In this section of the review I will sometimes make a bit of an adjustment if I feel the accumulated scores do not properly reflect the spirit as a whole. And that is the case here as I have bumped up the Afterburn to account for the moderately high complexity and relatively rich flavour which the dram displays.

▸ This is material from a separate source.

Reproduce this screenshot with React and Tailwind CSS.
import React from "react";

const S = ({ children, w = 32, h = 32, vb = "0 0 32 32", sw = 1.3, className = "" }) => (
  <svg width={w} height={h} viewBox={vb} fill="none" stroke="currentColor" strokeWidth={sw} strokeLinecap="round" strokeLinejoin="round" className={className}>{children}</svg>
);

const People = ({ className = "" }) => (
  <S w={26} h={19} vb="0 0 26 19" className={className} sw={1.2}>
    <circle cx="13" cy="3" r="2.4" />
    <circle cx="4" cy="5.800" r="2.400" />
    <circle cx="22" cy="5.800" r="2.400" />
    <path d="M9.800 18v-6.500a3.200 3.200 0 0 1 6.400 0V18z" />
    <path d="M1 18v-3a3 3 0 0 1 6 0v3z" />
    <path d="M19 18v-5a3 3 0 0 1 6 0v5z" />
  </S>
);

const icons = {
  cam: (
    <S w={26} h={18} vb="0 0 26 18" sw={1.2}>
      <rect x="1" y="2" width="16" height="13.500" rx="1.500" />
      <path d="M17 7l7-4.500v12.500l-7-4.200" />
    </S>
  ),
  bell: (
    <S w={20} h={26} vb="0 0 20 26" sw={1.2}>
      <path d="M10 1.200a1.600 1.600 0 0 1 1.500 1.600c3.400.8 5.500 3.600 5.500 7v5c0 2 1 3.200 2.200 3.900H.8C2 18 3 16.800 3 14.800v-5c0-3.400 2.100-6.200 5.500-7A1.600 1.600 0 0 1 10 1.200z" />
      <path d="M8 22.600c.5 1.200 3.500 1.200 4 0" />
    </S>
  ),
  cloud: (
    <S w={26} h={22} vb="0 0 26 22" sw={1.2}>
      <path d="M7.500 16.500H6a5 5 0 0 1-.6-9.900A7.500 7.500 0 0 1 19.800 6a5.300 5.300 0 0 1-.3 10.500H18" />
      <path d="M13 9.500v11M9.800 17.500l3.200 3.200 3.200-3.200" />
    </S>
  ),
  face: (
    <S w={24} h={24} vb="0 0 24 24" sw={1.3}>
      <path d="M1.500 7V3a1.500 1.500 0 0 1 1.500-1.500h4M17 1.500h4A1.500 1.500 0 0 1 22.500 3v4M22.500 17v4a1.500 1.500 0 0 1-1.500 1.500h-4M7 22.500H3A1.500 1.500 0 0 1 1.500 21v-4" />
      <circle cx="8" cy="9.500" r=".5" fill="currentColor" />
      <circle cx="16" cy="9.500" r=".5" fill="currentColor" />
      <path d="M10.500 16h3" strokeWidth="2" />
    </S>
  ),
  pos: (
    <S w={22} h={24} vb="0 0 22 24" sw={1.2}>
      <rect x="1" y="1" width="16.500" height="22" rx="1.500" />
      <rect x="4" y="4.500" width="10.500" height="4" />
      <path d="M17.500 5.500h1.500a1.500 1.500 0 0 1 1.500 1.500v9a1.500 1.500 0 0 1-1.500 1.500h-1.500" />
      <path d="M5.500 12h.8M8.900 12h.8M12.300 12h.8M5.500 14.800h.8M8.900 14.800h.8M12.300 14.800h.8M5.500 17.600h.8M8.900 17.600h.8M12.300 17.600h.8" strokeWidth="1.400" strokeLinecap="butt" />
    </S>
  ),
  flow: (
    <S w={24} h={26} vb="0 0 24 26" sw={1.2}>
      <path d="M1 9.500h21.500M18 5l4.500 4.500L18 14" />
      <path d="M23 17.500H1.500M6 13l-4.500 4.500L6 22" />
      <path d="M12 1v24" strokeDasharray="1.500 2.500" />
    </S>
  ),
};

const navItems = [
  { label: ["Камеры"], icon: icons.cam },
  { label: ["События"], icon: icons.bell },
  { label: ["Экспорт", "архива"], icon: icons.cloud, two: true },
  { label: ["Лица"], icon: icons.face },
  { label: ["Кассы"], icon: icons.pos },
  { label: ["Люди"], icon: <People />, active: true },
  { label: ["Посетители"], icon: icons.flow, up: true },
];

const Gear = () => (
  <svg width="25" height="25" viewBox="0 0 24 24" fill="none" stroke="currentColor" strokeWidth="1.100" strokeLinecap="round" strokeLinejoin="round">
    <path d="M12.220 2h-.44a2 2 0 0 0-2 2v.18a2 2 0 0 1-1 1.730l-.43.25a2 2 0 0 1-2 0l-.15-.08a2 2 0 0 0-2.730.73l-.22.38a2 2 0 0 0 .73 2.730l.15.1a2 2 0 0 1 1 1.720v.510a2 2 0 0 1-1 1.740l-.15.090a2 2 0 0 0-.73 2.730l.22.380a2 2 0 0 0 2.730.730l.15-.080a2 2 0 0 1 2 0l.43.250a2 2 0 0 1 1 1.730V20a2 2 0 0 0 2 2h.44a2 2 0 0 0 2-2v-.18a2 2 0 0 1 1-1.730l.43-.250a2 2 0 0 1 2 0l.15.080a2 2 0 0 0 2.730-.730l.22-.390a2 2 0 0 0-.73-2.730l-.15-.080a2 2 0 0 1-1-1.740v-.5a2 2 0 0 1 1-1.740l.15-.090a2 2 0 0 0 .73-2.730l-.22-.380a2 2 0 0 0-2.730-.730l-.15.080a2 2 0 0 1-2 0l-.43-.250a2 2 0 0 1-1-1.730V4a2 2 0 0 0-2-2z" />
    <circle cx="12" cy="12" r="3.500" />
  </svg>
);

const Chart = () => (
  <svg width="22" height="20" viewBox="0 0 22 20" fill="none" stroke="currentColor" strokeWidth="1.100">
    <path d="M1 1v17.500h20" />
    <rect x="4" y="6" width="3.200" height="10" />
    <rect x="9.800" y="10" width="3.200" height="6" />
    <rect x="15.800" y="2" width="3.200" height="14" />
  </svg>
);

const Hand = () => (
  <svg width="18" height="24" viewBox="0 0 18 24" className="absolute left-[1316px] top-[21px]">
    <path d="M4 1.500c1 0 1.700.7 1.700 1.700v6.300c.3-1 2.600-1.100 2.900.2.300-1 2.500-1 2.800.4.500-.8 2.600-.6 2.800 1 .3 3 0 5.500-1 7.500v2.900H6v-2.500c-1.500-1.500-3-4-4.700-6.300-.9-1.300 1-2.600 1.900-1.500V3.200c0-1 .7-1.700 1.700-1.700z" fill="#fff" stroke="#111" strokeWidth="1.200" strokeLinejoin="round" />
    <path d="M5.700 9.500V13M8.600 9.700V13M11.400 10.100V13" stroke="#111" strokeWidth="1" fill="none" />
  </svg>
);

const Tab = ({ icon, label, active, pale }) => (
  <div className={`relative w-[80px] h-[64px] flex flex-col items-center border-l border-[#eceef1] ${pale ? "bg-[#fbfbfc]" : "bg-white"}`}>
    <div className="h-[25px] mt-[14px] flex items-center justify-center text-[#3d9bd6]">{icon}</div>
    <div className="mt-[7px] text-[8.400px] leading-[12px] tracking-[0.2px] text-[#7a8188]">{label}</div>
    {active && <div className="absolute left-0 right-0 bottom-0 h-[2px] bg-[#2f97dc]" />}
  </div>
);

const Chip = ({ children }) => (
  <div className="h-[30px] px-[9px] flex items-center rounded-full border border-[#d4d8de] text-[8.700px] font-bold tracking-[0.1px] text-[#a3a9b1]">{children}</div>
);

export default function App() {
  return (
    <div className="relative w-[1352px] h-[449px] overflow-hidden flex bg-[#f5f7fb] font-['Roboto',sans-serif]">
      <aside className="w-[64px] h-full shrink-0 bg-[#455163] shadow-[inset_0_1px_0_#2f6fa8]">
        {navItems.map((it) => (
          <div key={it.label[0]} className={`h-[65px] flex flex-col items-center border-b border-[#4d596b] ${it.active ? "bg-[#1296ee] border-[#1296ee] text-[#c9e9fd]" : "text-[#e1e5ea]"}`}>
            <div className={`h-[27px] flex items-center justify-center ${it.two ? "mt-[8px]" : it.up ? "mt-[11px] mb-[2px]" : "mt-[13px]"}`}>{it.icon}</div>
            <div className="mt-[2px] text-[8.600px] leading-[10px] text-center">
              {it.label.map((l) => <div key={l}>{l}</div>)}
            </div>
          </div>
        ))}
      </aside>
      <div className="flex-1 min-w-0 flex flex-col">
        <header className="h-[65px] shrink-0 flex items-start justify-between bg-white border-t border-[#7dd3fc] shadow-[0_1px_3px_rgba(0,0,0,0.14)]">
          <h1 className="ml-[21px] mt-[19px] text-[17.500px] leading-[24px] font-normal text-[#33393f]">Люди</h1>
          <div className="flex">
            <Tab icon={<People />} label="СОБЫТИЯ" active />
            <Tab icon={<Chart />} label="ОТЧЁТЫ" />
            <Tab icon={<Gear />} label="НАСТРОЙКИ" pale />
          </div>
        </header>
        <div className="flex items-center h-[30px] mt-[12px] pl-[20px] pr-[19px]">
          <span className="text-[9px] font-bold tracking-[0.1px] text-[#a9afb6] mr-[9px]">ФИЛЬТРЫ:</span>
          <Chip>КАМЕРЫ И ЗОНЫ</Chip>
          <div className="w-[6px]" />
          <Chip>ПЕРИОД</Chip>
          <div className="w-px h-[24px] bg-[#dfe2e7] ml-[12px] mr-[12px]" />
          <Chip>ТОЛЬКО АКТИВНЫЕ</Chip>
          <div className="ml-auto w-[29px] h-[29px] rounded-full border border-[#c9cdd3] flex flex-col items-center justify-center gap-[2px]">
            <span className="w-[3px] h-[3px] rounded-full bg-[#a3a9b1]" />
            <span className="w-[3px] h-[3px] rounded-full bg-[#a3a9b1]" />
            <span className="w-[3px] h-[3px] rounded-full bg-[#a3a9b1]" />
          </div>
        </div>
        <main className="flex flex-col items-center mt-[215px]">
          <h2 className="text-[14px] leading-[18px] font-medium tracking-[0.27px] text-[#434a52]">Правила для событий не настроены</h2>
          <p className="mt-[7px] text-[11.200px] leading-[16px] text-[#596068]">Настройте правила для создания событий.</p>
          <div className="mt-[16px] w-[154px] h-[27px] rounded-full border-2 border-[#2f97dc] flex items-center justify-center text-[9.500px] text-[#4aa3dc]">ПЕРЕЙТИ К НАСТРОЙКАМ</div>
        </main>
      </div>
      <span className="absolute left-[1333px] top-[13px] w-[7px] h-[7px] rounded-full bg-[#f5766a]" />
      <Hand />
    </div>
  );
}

Unfortunately the youthfulness of the whisky and its resulting alcohol burn dampens my enthusiasm somewhat.

You may read some of my other Whisky Reviews (click the link) if you wish to have some comparative reviews.


As always you may interpret the scores I provide as follows.

0-25 A spirit with a rating this low would actually kill you.
26-49 Depending upon your fortitude you might actually survive this.
50 -59 You are safe to drink this…but you shouldn’t.
60-69 Substandard swill which you may offer to people you do not want to see again.
70-74 Now we have a fair mixing rum or whisky.  Accept this but make sure it is mixed into a cocktail.
75-79 You may begin to serve this to friends, again probably still cocktail territory.
80-84 We begin to enjoy this spirit neat or on the rocks. (I will still primarily mix cocktails)
85-89 Excellent for sipping or for mixing!
90-94 Definitely a primary sipping spirit, in fact you may want to hoard this for yourself.
95-97.5 The Cream of the Crop
98+ I haven’t met this bottle yet…but I want to.

Very loosely we may put my scores into terms that you may be more familiar with on a Gold, Silver, and  Bronze medal  scale as follows:

70 – 79.5    Bronze Medal (Recommended only as a mixer)
80 – 89.5     Silver Medal (Recommended for sipping and or a high quality mixer)
90 – 95         Gold Medal (Highly recommended for sipping and for sublime cocktails.)